Also included within the present invention are colored toner compositions containing the toner resin particles, carrier particles and the complexed ionophoric polymer charge enhancing additives illustrated herein and as pigments or colorants, magenta, cyan, and/or yellow particles, as well as mixtures thereof. More specifically, with regard to the production of color images utilizing a developer composition containing the charge enhancing additives of the present invention, illustrative examples of magenta materials that may be selected as pigments include, for example, a 2,9-dimethyl-substiuted quinacridone, an anthraquinone dye identified in the color index as Cl 60710, Dispersed Red 15, a diazo dye identified in the color index as Cl 26050, and Cl Solvent Red 19. Illustrative examples of cyan materials that may be used as pigments include copper tetra-4-(octadecyl sulfonamido) phthalocyanine, X-copper phthalocyanine pigment listed in the color index as Cl 64160, Cl Pigment Blue, and identified in the color index as Cl 69810, Special Blue X-2137, and the like; while illustrative examples of yellow pigments that may be selected include diarylide yellow 3,3-dichlorobenzidene acetoacetanilides, a monoazo pigment identified in the color index as Cl 12700, Cl Solvent Yellow 16, a nitrophenyl amine sulfonamide identified in the color index as Foron yellow SE/GLN, Cl dispersed yellow 33, 2,5-dimethoxy-4-sulfonanilide phenylazo-4'-chloro-2,5-dimethoxy aceto-acetanilide, and permanent yellow FGL.
The aforementioned cyan, magenta, and yellow pigments, when utilized with the charge enhancing polymers of the present invention, are generally present in an amount of from about 2 weight percent to about 15 weight percent based on the weight of the toner resin particles.

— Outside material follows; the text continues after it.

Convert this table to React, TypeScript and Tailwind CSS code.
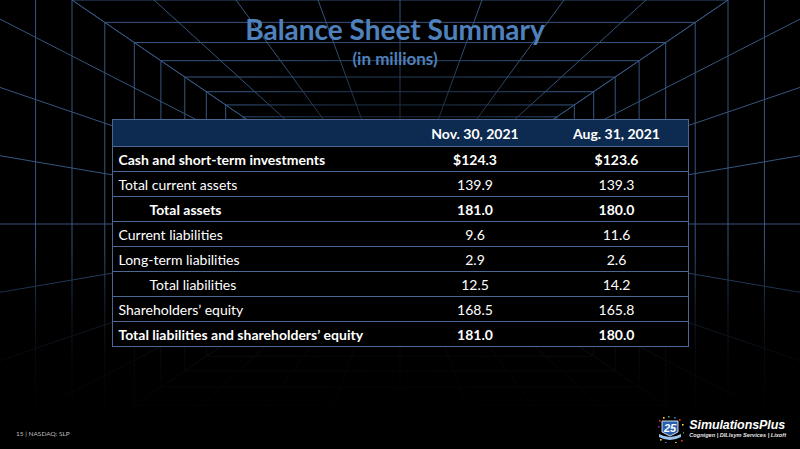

Various suitable carrier materials are selected for formulating the developer composition of the present invention providing that these carrier particles are capable of triboelectrically obtaining a charge of opposite polarity to that of the toner particles. In one embodiment carriers are selected that will assume a negative polarity permitting the toner particles to adhere to and surround the carrier particles. Examples of these carriers include materials such as glass, steel, nickel, iron ferrites, silicon dioxide and the like, with metallic carriers, especially magnetic carriers being preferred. These carriers can be used with or without a coating, examples of coatings including resins such as polystyrene, homopolymers, copolymers, and terpolymers; polymers of halogen containing ethylenes including vinyl fluorides, vinylidene fluorides, vinyl chlorides, vinylidene chlorides, chlorotrifluoroethylene, a vinyl chloride/chlorotrifluoroethylene copolymer, a vinyl chloride/vinyl acetate copolymer, a chlorotrifluoroethylene polymer, and various known vinyl chloride terpolymers. Coated carrier particles with a diameter of, for example, from about 25 to about 1,000 microns, can be selected providing these particles with sufficient density and inertia to avoid adherence to the electrostatic image during the development process. Many of the typical carriers that can be used are described in U.S. Pat. Nos. 2,618,441; 2,638,522; 3,533,835; and 3,526,533. Also, nickel berry carriers as described in U.S. Pat. Nos. 3,847,604 and 3,767,598 can be selected, these carriers being composed of nodular beads of nickel characterized by surfaces of reoccuring recesses and protrusions providing particles with a relatively large external area. The disclosures of each of the aforementioned patents are totally incorporated herein by reference.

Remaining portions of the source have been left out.